In the library, there sits two camps: those who listen to music, and those who don’t. As you tour around the tables, you might catch an ear of each person’s music, overhearing the stray thud or an odd vocal. The people who prefer silence always remind those in the other camp of this, proclaiming that they ‘just can’t focus unless in total silence’. That said, the chair scrapes, the hushed library gossip, and that coughing person still plagued with Freshers’ Flu do not exactly constitute silence. Admittedly, scientific research does suggest that music is not as conducive to productive study as silence—but neither is hearing about a drunken one-night stand from the other side of the room. And so I turn to music.
That specific anime girl, sitting at her desk against a Japanese bedroom scene, has accompanied me through my studies to the extent that I feel like we’ve grown up together. For those who don’t instantly recognise this description, she is the cover of many YouTube videos of lo-fi hip hop beats, one of which has been live-streaming non-stop since I discovered it years ago. Chilled jazz, soft melodies and the occasional looped vocal, punctuated by the ever-repeating hip hop beat, defines the genre, its mild monotony allowing the music to be conducive to study, minimising distractions. Once I had found myself immersed in the genre, I soon discovered Shiloh Dynasty, a singer who posted several voice clips on Instagram in 2016 but obscured every identifiable detail about themselves to the extent that their gender is uncertain and some speculate about whether they are still alive. Despite the mystery surrounding Shiloh Dynasty, their melancholic vocals have been sampled by countless lo-fi artists, as well as the ever-controversial XXXTENTACION. The sombre notes of their voice and the rawness of the emotion within it transports me into a calmer headspace. Studying then feels calm.

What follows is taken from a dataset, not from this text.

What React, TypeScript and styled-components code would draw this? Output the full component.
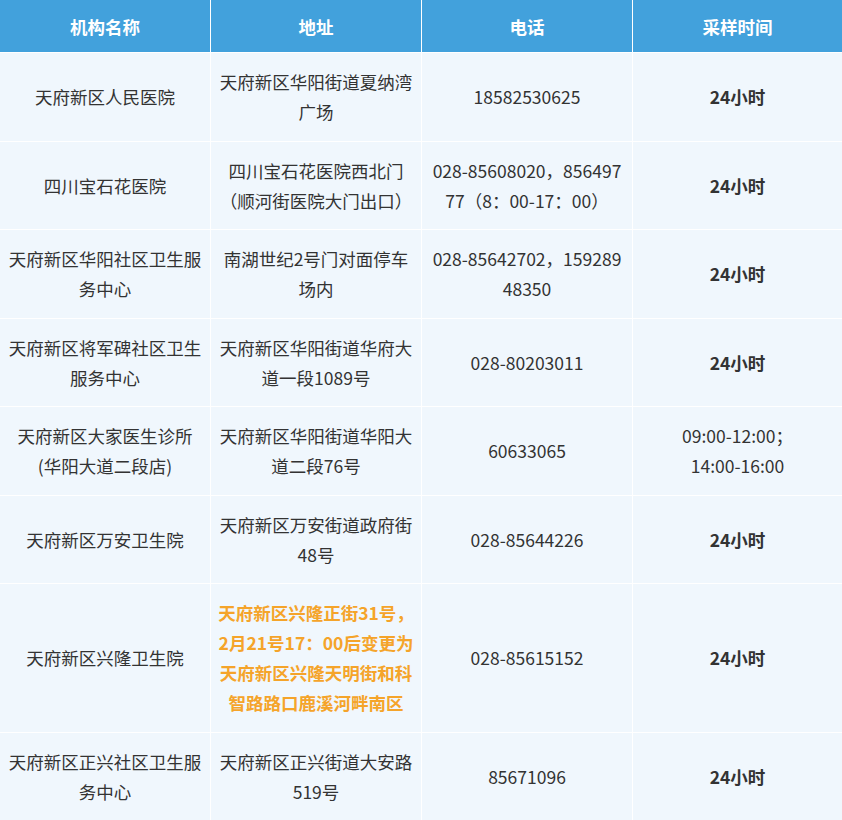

But lo-fi hip hop is not where study music ends for me. Since coming to Oxford, I have inevitably encountered Techno music through events at The Bullingdon, nights at Plush, and, of course, conversations with Londoners. I realise now there is a surprising crossover between what I’m able to listen to when I study and when I go out. The intensity of the techno that I listen to when I study depends on many factors: the time of the day, the urgency of the deadline, and just how close I am to throwing my laptop across the room out of boredom and confusion. For a casual morning library session, I find in Four Tet’s music a luscious brightness which makes something like learning German grammar a more enjoyable experience. If I have a deadline in the next 30 minutes, I find that a strong coffee and Mall Grab make a perfect motivational pairing with the heavy consistent beat, mirroring rushed typing and my own caffeinated heartbeat. And then sometimes it’ll be 9 o’clock, pres are about to start and I’m trying to finish off my last bit of work. I feel the coming night looming, tantalisingly dangling just beyond my desk. In these moments I know that whatever I choose to listen to will probably lessen my productivity, but I still click play and surrender to the inescapable thuds in order to smash out some more French vocab on Quizlet, tapping the keyboard and bopping my head to the beat—before alerting everyone around me that I’m done for the day.
These two genres are my personal favourites when it comes to studying. Some may prefer to go down the classical route (although the study that asserts the benefits of listening to Mozart is questionable). Others may enjoy a simple instrumental playlist to focus them. I listen to music when I study simply because I love listening to music. Granted, it may reduce the effectivity of my study in some way, but it also motivates me to keep going, prevents me from getting bored so easily and makes studying an overall more pleasurable experience. The pressure to optimize productivity in everything we do constantly invades students’ lives to the point of toxicity; listening to my favourite music while I study is, in turn, a sort of resistance to this.
And for those aforementioned people who don’t listen to music as they study and have been torn away from the imperfect silence of the library because of COVID-19, Oxford’s ‘Sounds of the Bodleian’ may help fill that library-shaped hole.